**Task brief:** Return the lines where the word "this" occurs.

============

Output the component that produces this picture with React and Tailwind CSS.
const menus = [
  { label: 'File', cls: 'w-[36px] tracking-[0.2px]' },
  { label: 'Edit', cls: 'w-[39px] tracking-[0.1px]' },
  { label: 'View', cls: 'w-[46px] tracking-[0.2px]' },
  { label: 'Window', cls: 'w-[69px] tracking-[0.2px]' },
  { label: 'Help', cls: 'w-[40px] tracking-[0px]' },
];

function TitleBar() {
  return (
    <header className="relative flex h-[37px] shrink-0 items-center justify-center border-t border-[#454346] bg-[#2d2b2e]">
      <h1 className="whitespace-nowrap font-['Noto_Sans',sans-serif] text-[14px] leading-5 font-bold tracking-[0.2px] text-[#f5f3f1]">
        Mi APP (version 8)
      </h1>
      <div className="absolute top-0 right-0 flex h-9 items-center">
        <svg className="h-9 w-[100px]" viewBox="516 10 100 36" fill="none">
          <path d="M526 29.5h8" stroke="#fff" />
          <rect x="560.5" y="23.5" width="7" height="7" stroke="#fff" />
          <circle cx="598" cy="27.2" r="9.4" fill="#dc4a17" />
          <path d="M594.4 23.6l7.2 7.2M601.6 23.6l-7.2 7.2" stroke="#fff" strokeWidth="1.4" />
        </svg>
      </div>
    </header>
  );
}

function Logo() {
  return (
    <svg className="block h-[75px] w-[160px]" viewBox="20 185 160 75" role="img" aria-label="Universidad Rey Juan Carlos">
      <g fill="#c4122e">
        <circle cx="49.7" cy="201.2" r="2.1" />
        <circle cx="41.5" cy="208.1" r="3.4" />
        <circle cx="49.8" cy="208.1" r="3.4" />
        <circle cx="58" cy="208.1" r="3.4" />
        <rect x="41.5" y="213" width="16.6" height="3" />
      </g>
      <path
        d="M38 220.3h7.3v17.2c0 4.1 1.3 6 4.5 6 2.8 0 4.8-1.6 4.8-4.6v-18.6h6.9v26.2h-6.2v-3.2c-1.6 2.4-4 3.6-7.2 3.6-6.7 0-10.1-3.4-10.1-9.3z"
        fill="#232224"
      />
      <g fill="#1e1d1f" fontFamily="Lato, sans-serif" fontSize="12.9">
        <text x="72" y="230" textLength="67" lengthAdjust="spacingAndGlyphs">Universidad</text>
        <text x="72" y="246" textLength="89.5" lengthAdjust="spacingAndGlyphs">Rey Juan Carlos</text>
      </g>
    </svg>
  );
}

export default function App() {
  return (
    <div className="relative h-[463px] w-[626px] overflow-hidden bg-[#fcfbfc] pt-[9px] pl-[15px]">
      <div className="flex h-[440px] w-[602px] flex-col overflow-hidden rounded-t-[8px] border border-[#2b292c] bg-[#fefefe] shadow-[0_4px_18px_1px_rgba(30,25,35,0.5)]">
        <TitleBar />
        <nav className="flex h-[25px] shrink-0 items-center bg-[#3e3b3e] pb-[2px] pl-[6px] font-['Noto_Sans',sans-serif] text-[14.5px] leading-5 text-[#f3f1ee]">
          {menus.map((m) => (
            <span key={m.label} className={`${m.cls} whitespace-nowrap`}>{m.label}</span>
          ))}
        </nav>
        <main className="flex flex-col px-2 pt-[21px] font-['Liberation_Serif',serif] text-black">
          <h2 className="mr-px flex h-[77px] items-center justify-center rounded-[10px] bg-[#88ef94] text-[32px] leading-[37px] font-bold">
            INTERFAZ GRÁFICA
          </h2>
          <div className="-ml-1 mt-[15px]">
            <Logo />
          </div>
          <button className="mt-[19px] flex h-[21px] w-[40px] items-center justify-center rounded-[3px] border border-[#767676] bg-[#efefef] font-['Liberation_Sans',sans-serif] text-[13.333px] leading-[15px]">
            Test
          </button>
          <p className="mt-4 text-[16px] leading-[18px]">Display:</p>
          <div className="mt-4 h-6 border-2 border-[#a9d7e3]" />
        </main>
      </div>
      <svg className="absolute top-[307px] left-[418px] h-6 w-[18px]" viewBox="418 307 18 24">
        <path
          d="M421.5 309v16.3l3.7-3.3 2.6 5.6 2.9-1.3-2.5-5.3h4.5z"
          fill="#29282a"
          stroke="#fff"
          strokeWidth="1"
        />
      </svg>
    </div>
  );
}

============

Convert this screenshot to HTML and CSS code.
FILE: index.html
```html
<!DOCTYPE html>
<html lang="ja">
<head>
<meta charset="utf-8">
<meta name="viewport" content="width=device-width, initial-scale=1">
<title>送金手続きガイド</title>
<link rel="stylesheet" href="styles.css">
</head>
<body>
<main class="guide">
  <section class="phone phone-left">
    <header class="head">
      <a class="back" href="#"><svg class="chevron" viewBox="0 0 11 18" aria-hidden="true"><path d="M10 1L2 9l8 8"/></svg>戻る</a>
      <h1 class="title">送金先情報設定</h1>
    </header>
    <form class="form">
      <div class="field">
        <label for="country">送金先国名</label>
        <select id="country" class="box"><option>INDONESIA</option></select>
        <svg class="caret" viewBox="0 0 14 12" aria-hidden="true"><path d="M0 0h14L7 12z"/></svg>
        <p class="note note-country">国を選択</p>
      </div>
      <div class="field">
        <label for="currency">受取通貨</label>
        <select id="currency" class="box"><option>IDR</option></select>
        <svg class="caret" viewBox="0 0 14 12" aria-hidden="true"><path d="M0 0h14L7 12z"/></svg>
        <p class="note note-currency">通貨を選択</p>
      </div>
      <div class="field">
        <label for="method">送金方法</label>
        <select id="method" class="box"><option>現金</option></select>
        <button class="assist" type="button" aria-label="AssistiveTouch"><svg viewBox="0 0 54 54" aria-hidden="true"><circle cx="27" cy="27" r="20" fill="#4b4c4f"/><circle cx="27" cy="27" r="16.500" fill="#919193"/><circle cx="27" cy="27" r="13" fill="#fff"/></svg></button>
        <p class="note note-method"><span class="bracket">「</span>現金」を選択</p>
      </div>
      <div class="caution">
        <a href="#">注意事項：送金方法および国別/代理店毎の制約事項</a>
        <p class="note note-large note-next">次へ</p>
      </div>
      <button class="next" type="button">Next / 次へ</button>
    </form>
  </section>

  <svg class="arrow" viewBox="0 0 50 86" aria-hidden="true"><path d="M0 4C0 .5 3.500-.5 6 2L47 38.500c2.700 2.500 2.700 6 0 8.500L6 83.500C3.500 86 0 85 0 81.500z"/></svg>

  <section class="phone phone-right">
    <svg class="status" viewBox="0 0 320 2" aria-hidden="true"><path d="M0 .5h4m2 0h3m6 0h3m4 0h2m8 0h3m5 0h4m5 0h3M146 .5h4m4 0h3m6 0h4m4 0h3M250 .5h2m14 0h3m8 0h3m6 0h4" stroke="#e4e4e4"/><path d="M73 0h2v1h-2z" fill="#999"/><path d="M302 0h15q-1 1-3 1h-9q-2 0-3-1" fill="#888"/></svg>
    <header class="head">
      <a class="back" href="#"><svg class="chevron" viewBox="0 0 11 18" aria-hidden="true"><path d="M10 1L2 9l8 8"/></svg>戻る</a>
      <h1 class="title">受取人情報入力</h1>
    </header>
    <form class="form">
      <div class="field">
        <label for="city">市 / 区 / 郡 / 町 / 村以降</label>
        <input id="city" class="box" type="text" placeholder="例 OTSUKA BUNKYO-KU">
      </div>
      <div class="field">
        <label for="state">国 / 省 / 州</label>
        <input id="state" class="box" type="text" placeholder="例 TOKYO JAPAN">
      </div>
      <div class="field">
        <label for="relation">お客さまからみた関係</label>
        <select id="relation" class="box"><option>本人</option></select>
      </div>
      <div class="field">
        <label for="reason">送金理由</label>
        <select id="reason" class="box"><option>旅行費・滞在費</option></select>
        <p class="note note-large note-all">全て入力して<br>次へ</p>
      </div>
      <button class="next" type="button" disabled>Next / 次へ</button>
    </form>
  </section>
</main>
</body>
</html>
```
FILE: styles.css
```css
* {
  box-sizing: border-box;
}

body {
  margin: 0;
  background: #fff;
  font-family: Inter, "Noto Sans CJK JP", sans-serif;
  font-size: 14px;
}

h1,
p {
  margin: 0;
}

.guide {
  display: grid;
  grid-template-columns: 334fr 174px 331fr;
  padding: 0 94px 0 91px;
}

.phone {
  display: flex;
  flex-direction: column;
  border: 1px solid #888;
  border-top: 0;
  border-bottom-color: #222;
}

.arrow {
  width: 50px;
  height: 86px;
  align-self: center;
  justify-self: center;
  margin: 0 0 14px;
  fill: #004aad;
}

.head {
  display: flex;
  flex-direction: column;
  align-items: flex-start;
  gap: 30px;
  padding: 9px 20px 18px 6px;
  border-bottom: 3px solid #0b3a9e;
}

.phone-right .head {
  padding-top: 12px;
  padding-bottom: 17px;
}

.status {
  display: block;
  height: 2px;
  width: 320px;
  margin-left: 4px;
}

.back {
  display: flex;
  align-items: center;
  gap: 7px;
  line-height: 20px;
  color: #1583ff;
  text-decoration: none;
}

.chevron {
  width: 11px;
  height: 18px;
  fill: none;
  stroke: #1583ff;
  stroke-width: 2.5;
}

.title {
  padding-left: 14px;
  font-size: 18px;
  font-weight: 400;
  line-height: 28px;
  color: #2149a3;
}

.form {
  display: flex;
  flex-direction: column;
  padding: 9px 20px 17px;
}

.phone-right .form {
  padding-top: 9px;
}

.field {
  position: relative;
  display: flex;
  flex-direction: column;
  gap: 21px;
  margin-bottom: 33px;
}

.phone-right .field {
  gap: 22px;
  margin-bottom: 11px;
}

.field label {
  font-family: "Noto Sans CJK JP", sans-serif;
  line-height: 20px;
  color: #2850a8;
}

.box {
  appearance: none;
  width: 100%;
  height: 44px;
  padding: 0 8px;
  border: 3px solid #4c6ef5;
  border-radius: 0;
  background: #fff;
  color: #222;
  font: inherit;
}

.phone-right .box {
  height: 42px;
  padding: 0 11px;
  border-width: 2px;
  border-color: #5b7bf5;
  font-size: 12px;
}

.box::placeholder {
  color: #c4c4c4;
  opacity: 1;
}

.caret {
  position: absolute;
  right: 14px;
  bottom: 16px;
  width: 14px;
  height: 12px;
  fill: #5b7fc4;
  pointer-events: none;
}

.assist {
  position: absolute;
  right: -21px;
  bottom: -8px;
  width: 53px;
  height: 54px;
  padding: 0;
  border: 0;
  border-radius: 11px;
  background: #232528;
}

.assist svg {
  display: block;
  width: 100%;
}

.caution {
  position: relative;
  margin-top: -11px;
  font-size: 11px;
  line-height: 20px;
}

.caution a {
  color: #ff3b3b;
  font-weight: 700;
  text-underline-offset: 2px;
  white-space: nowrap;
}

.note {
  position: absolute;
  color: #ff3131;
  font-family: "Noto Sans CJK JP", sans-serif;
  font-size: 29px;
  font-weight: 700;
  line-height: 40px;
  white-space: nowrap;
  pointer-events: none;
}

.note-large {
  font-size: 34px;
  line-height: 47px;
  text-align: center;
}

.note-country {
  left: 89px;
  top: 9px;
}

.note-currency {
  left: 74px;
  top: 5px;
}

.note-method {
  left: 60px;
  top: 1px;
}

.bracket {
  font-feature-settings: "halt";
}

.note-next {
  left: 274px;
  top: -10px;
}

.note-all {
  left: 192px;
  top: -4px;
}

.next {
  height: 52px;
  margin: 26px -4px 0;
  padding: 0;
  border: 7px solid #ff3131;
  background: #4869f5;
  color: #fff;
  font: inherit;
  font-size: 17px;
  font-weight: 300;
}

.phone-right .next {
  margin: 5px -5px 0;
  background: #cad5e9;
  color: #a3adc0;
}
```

============

**Task answer:**
Output the component that produces this picture with React and Tailwind CSS.
Convert this screenshot to HTML and CSS code.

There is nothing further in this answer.